Putting it all together... in goes the new DC/DC converter board, face up. Plenty of mylar tape to prevent shorts with the bottom of the case, lots of insulation on the mains wiring. There's a switch on the front to give the option of disconnecting the PicoUPS from the DC/DC converter, just for when you *really* want to cut the power.
So does it work? Indeed, yes! Voltage to the battery with the NAS powered down is about 13.9V, within acceptable limits. When the NAS is operational, voltage to the battery decreases to about 13.5V, which should just about enough to float charge it but probably marginal.
Switching off the mains seems to give a seamless switch to the battery, and it seems to be able to power the router, cable modem and NAS with no problems... I think it would have a tougher time starting them from battery, but definitely okay for switchover!
Efficiency seems to be about the same as before. The new gigabit router uses about a watt more than the old Linksys, so now up to about 8W with the NAS switched off.
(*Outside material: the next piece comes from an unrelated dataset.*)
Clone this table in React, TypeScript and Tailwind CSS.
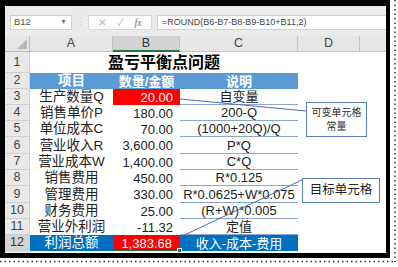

Not bad, though, given that now includes trickle charging the battery.
I should note that I haven't put in undervoltage protection - this was present on the old DC/DC converter board but didn't have a chance to figure out a good solution for the LM3150... this essentially means that in an extreme situation, the battery would discharge to the point of damage. However, this would be a very extended run on the battery (without NAS, I figure at least 4 hours) and the equipment attached is likely to stop drawing much current before things get really bad for the battery. Hopefully the desulphator won't get called into action too often!